The Next Generation of Baby Monitoring Through AI Intelligence
One of the patterns you see in parents with infants is the constant worry and stress associated with how well their child is sleeping, whether their child is safe during sleep, and how they can monitor their child safely without waking them up. This is where the next generation of baby monitors comes in handy; powered by artificial intelligence, these devices are meant to ease a parent’s worry by giving a constant stream of updates about their child’s heart rate and breathing. Unlike past baby monitor innovations, the ones unveiled at the CES Gadget Show, rely either on radar technology or computer vision. The Raybaby’s device is a one-eyed robot that uses non-ionizing radiation to detect breathing patterns, while the Nanit camera, watches your baby from above and measures sleeping patterns by monitoring movement. The data collected by the Nanit camera will provide you with recommendations on consistent sleep time and patterns.

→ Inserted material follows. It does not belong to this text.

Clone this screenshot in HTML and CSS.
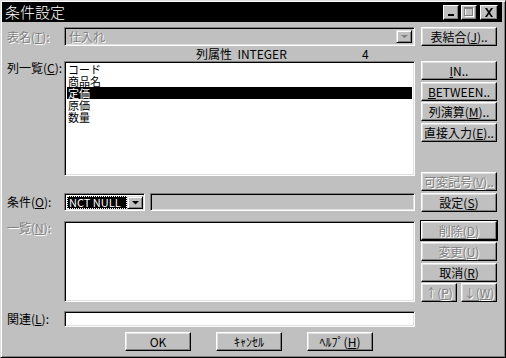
FILE: index.html
```html
<!DOCTYPE html>
<html lang="ja">
<head>
    <meta charset="UTF-8">
    <title>条件設定</title>
    <link rel="stylesheet" href="styles.css">
</head>
<body>
    <div class="window">
        <div class="titlebar">
            <span class="title">条件設定</span>
            <div class="caption-buttons">
                <span class="cap-btn">
                    <svg width="8" height="8" viewBox="0 0 8 8"><rect x="1" y="6" width="6" height="2" fill="#000"/></svg>
                </span>
                <span class="cap-btn">
                    <svg width="10" height="10" viewBox="0 0 10 10"><rect x="1.5" y="1.5" width="8" height="8" fill="none" stroke="#fff"/><rect x="0.5" y="0.5" width="8" height="8" fill="none" stroke="#808080"/><rect x="1" y="1" width="7" height="1" fill="#808080"/></svg>
                </span>
                <span class="cap-btn close">
                    <svg width="10" height="9" viewBox="0 0 10 9"><path d="M1 0h2l2 3 2-3h2L6 4.5 9 9H7L5 6 3 9H1l3-4.5z" fill="#000"/></svg>
                </span>
            </div>
        </div>

        <div class="content">
            <div class="columns">
                <div class="left">
                    <div class="row row-table">
                        <label class="label disabled">表名(<u>T</u>):</label>
                        <div class="combo combo-table">
                            <span class="combo-text disabled">仕入れ</span>
                            <span class="drop-btn">
                                <svg width="7" height="4" viewBox="0 0 7 4"><path d="M1 1h5L3.5 3.5z" fill="#fff"/><path d="M0 0h7L3.5 3.5z" fill="#808080"/></svg>
                            </span>
                        </div>
                    </div>

                    <div class="row attr-row">
                        <span class="attr-name">列属性&nbsp; INTEGER</span>
                        <span class="attr-size">4</span>
                    </div>

                    <div class="row row-columns">
                        <label class="label">列一覧(<u>C</u>):</label>
                        <ul class="listbox columns-list">
                            <li>コード</li>
                            <li>商品名</li>
                            <li class="selected">定価</li>
                            <li>原価</li>
                            <li>数量</li>
                        </ul>
                    </div>

                    <div class="row row-cond">
                        <label class="label">条件(<u>O</u>):</label>
                        <div class="combo combo-cond">
                            <span class="combo-text">NCT NULL</span>
                            <span class="drop-btn">
                                <svg width="7" height="4" viewBox="0 0 7 4"><path d="M0 0h7L3.5 3.5z" fill="#000"/></svg>
                            </span>
                        </div>
                        <div class="field field-disabled"></div>
                    </div>

                    <div class="row row-list">
                        <label class="label disabled">一覧(<u>N</u>):</label>
                        <ul class="listbox cond-list"></ul>
                    </div>

                    <div class="row row-rel">
                        <label class="label">関連(<u>L</u>):</label>
                        <div class="field field-rel"></div>
                    </div>
                </div>

                <div class="right">
                    <button class="btn b-join">表結合(<u>J</u>)..</button>
                    <button class="btn b-in"><u>I</u>N..</button>
                    <button class="btn b-between"><u>B</u>ETWEEN..</button>
                    <button class="btn b-calc">列演算(<u>M</u>)..</button>
                    <button class="btn b-direct">直接入力(<u>E</u>)..</button>
                    <button class="btn b-var disabled">可変記号(<u>V</u>)..</button>
                    <button class="btn b-set">設定(<u>S</u>)</button>
                    <button class="btn b-del default disabled">削除(<u>D</u>)</button>
                    <button class="btn b-edit disabled">変更(<u>U</u>)</button>
                    <button class="btn b-cancel">取消(<u>R</u>)</button>
                    <div class="updown">
                        <button class="btn disabled">↑(<u>P</u>)</button>
                        <button class="btn disabled">↓(<u>W</u>)</button>
                    </div>
                </div>
            </div>

            <div class="footer">
                <button class="btn">OK</button>
                <button class="btn">ｷｬﾝｾﾙ</button>
                <button class="btn">ﾍﾙﾌﾟ(<u>H</u>)</button>
            </div>
        </div>
    </div>
</body>
</html>
```

FILE: styles.css
```css
body {
    margin: 0;
    font-family: "Noto Sans CJK JP", "Liberation Sans", sans-serif;
    font-size: 12px;
    color: #000;
}
.window {
    width: 506px;
    height: 358px;
    box-sizing: border-box;
    background: #c0c0c0;
    border: 1px solid;
    border-color: #dfdfdf #000 #000 #dfdfdf;
    box-shadow: inset 1px 1px #fff, inset -1px -1px #808080;
    padding: 1px 3px 1px 1px;
}
.titlebar {
    height: 20px;
    background: #000;
    display: flex;
    align-items: center;
    justify-content: space-between;
    padding: 0 4px 0 3px;
}
.title {
    color: #fff;
    font-size: 15px;
    font-weight: 300;
    line-height: 20px;
}
.caption-buttons {
    display: flex;
    gap: 2px;
}
.cap-btn {
    width: 16px;
    height: 15px;
    box-sizing: border-box;
    background: #c0c0c0;
    border: 1px solid;
    border-color: #fff #000 #000 #fff;
    box-shadow: inset -1px -1px #808080;
    display: flex;
    align-items: center;
    justify-content: center;
}
.cap-btn.close {
    margin-left: 1px;
    width: 18px;
}
.content {
    padding: 5px 0 0 5px;
}
.columns {
    display: flex;
}
.left {
    width: 408px;
    display: flex;
    flex-direction: column;
}
.right {
    width: 76px;
    margin-left: 6px;
    display: flex;
    flex-direction: column;
}
.row {
    display: flex;
}
.label {
    width: 57px;
    flex: none;
    line-height: 14px;
    white-space: nowrap;
}
.disabled {
    color: #808080;
    text-shadow: 1px 1px 0 #fff;
}
.row-table {
    height: 19px;
    align-items: center;
}
.combo {
    box-sizing: border-box;
    height: 100%;
    border: 1px solid;
    border-color: #808080 #fff #fff #808080;
    box-shadow: inset 1px 1px #000, inset -1px -1px #dfdfdf;
    padding: 2px;
    display: flex;
    align-items: stretch;
}
.combo-table {
    width: 351px;
    background: #c0c0c0;
}
.combo-text {
    flex: 1;
    line-height: 14px;
    padding-left: 2px;
    white-space: nowrap;
}
.drop-btn {
    width: 16px;
    flex: none;
    box-sizing: border-box;
    background: #c0c0c0;
    border: 1px solid;
    border-color: #dfdfdf #000 #000 #dfdfdf;
    box-shadow: inset 1px 1px #fff, inset -1px -1px #808080;
    display: flex;
    align-items: center;
    justify-content: center;
}
.attr-row {
    height: 15px;
    align-items: center;
    padding-left: 189px;
    line-height: 14px;
}
.attr-name {
    width: 166px;
}
.row-columns {
    height: 115px;
}
.listbox {
    margin: 0;
    list-style: none;
    width: 351px;
    box-sizing: border-box;
    background: #fff;
    border: 1px solid;
    border-color: #808080 #fff #fff #808080;
    box-shadow: inset 1px 1px #000, inset -1px -1px #dfdfdf;
    padding: 1px 2px 0 2px;
}
.listbox li {
    font-size: 11px;
    line-height: 12px;
    height: 12px;
    padding-left: 1px;
}
.listbox li.selected {
    background: #000;
    color: #fff;
}
.row-cond {
    height: 18px;
    margin-top: 17px;
    align-items: center;
}
.combo-cond {
    width: 81px;
    background: #fff;
    padding: 2px 1px 1px 2px;
}
.combo-cond .combo-text {
    background: #000;
    color: #fff;
    font-size: 11px;
    line-height: 13px;
    padding-left: 2px;
    outline: 1px dotted #fff;
    outline-offset: -1px;
}
.field {
    box-sizing: border-box;
    height: 100%;
    border: 1px solid;
    border-color: #808080 #fff #fff #808080;
    box-shadow: inset 1px 1px #000, inset -1px -1px #dfdfdf;
}
.field-disabled {
    width: 265px;
    margin-left: 5px;
    background: #c0c0c0;
}
.row-list {
    height: 81px;
    margin-top: 10px;
}
.cond-list {
    height: 100%;
}
.row-rel {
    height: 16px;
    margin-top: 9px;
    align-items: center;
}
.field-rel {
    width: 351px;
    background: #fff;
}
.btn {
    height: 19px;
    box-sizing: border-box;
    background: #c0c0c0;
    border: 1px solid;
    border-color: #fff #000 #000 #fff;
    box-shadow: inset -1px -1px #808080, inset 1px 1px #dfdfdf;
    font-family: inherit;
    font-size: 12px;
    line-height: 14px;
    padding: 0;
    color: #000;
    white-space: nowrap;
}
.btn.disabled {
    color: #808080;
    text-shadow: 1px 1px 0 #fff;
}
.btn.default {
    outline: 1px solid #000;
    outline-offset: 0;
}
.b-in { margin-top: 15px; }
.b-between { margin-top: 2px; }
.b-calc { margin-top: 1px; }
.b-direct { margin-top: 2px; }
.b-var { margin-top: 30px; }
.b-set { margin-top: 2px; }
.b-del { margin-top: 9px; }
.b-edit { margin-top: 2px; }
.b-cancel { margin-top: 2px; }
.updown {
    margin-top: 1px;
    display: flex;
    justify-content: space-between;
}
.updown .btn {
    width: 36px;
}
.footer {
    margin: 5px 0 0 118px;
    display: flex;
    gap: 25px;
}
.footer .btn {
    width: 66px;
}
```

Other than these, the CES Gadget Show also brought forth two electronic devices called Smartbeat and Miku, with both attempting to predict when a baby is about to become sick. The Smartbeat and Miku come with a phone alert system that reports irregularities in breathing and all analysis is done via image-based data collection (Smartbeat) or radar (Miku).
Bringing Electrocardiograms Home With Owlet – Womb Tech
Although a lot of electronic devices shown at the CES Gadget Show are aimed at infants and toddlers, the Owlet is a bit different in that it addresses parental anxiety while the baby is still in the womb. It is a pregnancy band that tracks fetal heartbeats through an electrocardiogram, which utilizes electrode patches to measure the electrical activity of your baby’s heartbeat. It is meant to be used three to four months prior to the due date while the mother sleeps at night. Every morning it sends a “wellness” report to the smartphone application with details about the mother’s sleeping positions, contractions, and the baby’s fetal heartbeat. The gimmick of the band, it makes you feel like a superhero as the band has a superhero owl-faced emblem on the front.
Every year the CES Gadget Show brings forth a wide range of new tech devices, but this year it has shown us that technology has become so innovative in the field of family tech, that even new spheres of data collection like artificial intelligence are already being utilized. Although there may be some negative trade-offs associated with this new type of tech, it is clear that internet-connected family tech devices are embedded in the market of parental anxiety.
No Homesickness with Grandpa Story Telling Products.
Recently I came across a Story Telling Toy which is connected to Internet & allows grandparents to record stories on their voice through mobile application. Parent & other family member can also have their account & record story. Toy will then play story to grandkid wherever kid is. Story can be scheduled for bed time, When new story is recorded Toy speaks that you have new story & who told the story. Once again I can totally relate to this technology for being a new migrant & father of 6 year old daughter.